The old Hudson place, which John and Elizabeth named Clay's Spring, was modest in comparison with the grand mansions of the Virginia Tidewater. Clay's forebears had at one time owned thousands of acres, but successive generations had divided the lands among numerous heirs. Earlier, until Virginia abolished entail in 1776, eldest sons inherited the lion's share of estates, relegating their siblings to the ranks of lesser planters. Except for his father, most of Henry Clay's paternal ancestors had not been eldest sons.
Clay's Spring was a handsome establishment, though. In addition to the main house, an extra room had been added around one of the chimneys, and the yard was fenced. Various outbuildings helped in the workaday business of growing corn, tobacco, and wheat as well as livestock, all with the labor of about twenty slaves. The income from the farm and Euphraim, left in the hands of an overseer, supported a growing family. In addition to John Clay (born around 1775) and young Henry, Elizabeth bore another son, in 1779, whom they named Porter.
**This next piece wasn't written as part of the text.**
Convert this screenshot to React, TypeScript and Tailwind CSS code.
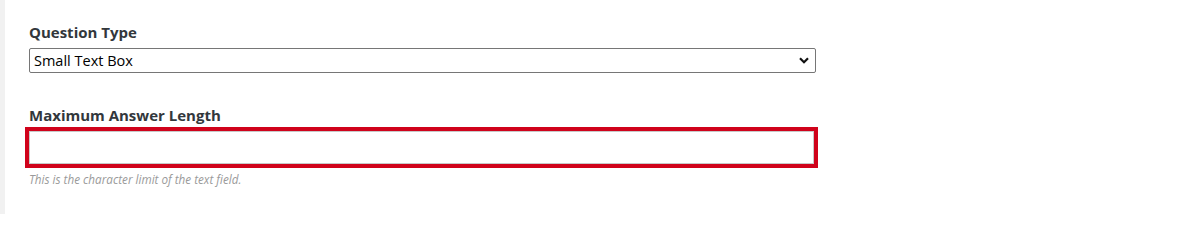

Little remains to draw a clear picture of Henry Clay's father, John Clay. No physical description survives, nor is there any detailed recollection of memorable events in his life. He might have been an imposing man with an air of authority, characteristics suggested by references to him in legal records of Hanover and Chesterfield counties as "Sir John Clay." Neither he nor any of his American ancestors had been knighted, and even the supposition that the title was an honorific out of respect for the family's aristocratic British ancestry makes little sense. Years later Henry explained away the title as merely "a sobriquet" his father had somehow acquired. It was a credible explanation suggesting that like the honorary Kentucky colonel, John Clay was respected enough by both neighbors and the courts to merit the mark of natural nobility. It was, in any case, destined to be something of a family trait.